Technological Optimization

I think of myself as a technologist, someone who sees of technology as a positive force on society, the continuous endeavors that strive to move us towards better futures. It accomplishes that goal by enabling more possibility with greater efficiency: railroads over horse buggies; LEDs over incandescent bulbs; digital money transfers over shiny rock bartering. That is not to say progress has been a straight line, however; there are plenty of negative consequences to streamlining inconspicuously: the proliferation of misinformation; anxiety from comparisons on social media comparison; pollution and environmental externalities felt at a global scale. Those negative bits are the core of this excerpt, from a recent book focusing on where “Big Tech” has gone wrong.

It’s easy to see how tech—as an industry and now a force on society at large—has become so pervasive that any negative unintended consequences garner outsized attention and increasingly, regulation. For folks like me owe their livelihoods to tech, a part of our core epistemological foundation is simply that most of the work we do is de facto good. This served as an implicit, scrappy rallying cry when the business of software was a small niche industry, but in successfully taking over the world, it’s an assumption that is worth reexamining.

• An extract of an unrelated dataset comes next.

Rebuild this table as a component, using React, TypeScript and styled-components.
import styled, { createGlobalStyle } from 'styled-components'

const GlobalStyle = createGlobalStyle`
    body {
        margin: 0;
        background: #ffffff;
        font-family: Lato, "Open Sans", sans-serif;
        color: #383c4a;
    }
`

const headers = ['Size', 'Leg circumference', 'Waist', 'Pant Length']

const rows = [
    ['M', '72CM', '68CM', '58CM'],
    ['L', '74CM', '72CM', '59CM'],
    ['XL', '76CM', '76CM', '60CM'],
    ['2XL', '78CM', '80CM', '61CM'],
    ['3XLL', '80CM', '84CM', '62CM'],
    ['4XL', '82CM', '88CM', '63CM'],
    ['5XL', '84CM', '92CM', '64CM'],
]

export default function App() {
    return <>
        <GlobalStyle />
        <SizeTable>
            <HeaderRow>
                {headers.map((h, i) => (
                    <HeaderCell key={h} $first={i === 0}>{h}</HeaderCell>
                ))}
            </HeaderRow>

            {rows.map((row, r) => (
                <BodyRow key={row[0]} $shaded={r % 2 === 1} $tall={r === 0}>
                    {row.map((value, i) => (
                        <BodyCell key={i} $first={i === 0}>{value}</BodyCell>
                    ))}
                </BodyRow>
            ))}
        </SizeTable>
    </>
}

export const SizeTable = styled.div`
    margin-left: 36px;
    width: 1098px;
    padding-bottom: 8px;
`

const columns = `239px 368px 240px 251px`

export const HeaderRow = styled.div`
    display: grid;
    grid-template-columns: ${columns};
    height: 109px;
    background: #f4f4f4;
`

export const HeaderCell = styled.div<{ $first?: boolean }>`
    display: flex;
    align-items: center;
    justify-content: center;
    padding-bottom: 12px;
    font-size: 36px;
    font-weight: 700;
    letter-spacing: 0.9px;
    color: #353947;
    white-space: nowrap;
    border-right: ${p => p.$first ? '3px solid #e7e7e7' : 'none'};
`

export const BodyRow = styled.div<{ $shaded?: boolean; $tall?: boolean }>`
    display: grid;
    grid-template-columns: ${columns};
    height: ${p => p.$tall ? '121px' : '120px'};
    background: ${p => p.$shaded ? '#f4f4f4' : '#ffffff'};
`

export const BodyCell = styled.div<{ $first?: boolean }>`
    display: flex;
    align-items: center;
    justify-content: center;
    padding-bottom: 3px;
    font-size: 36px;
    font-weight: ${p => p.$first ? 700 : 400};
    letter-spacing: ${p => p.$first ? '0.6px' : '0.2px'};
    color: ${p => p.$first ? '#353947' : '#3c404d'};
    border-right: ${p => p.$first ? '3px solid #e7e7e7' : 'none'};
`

A prime example is the Facebook memo from 2016, which advocates for the company’s singular goal to enable more connections, and to not worry about any negative ramifications from those those added capabilities. Since it was written, with the amount of political malfeasance and misinformation campaigns proliferating on the platform, the premise is at best questionable, and has raised enough ire to result in congressional hearings and antitrust lawsuits1.

That example aside, most of the technological advances at the cutting edge are much less controversial, or feature less damaging negative externalities. When wireless standards improved from 3G → LTE → 5G, the only interesting bits are talking through how fast carriers can roll out the new standards, which devices support them, and how to make best use of the new speeds. In as far as any backlash exists with the new commercial space race between SpaceX and Blue Origin and Virgin Galactic, it’s mostly complaining that the billionaires funding these efforts could be spending their money on social issues instead. And although progress in autonomous driving has been slow, people have mostly cheered on the incremental improvements.

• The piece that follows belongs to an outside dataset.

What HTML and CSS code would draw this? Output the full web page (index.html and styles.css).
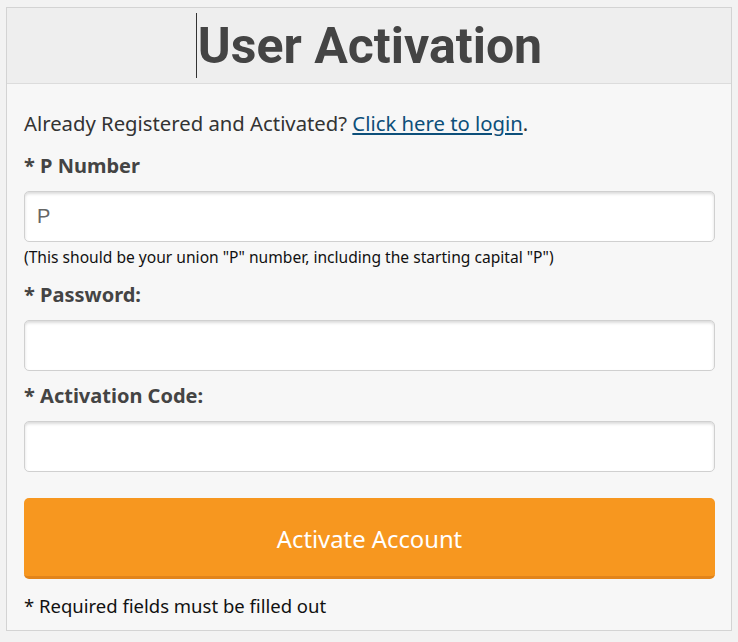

It helps that these examples they deal with the hard sciences and are centered around pure engineering challenges. Making internet connections faster, space flight cheaper, and vehicular transportation more accessible are awesome improvements to their users’ qualities of life. Technology is really good at making things faster and cheaper, and the initial results just make what was previously hard a bit easier. That ease increases usage and broadens access; the pace of how cheap solar energy has gotten over the past decade is one of the best renditions of this phenomenon.

But given enough time and maturation, the initial ease that created more usage which attracted more users starts generating second order effects, some inevitably problematic. Right now, I’d say that the intersection of technology and the social sciences falls into that categorization; it’s proven hard to predict how the human condition responds to communicative capabilities which are effectively free, instantaneous, and span the globe. If social networks have enabled more of the best of humanity, that benefit has now been overshadowed by letting more of the worst of humanity proliferate as well: misinformation, peer pressure, anxiety, app addiction, overt racism.

For a long time, the excuse we technologists gave ourselves is that efficiency cannot itself be a moral force, that it is, conjunctively, amoral. If an artificial intelligence outputs racist and sexist commentary, it’s merely a function of its training data set, which ultimately is a reflection of society amplified by the speed of microprocessors. In the US, this abdication of responsibility is codified by a section of the Communications Decency Act, commonly known as Section 230.

I wonder if we should take a stronger stance, though, in leaning into the moral quandaries that arise from technology and try to tackle these issues head-on. In software, we understand well the power of default options and interface nudges to modify behaviors; the simple changes we can invoke have disproportionate impact and scale because our software has disproportionate scale. In that sense, being on the forefront of technological development should carry a heavy responsibility.


  1. Of course, the guy who wrote it was recently promoted to CTO.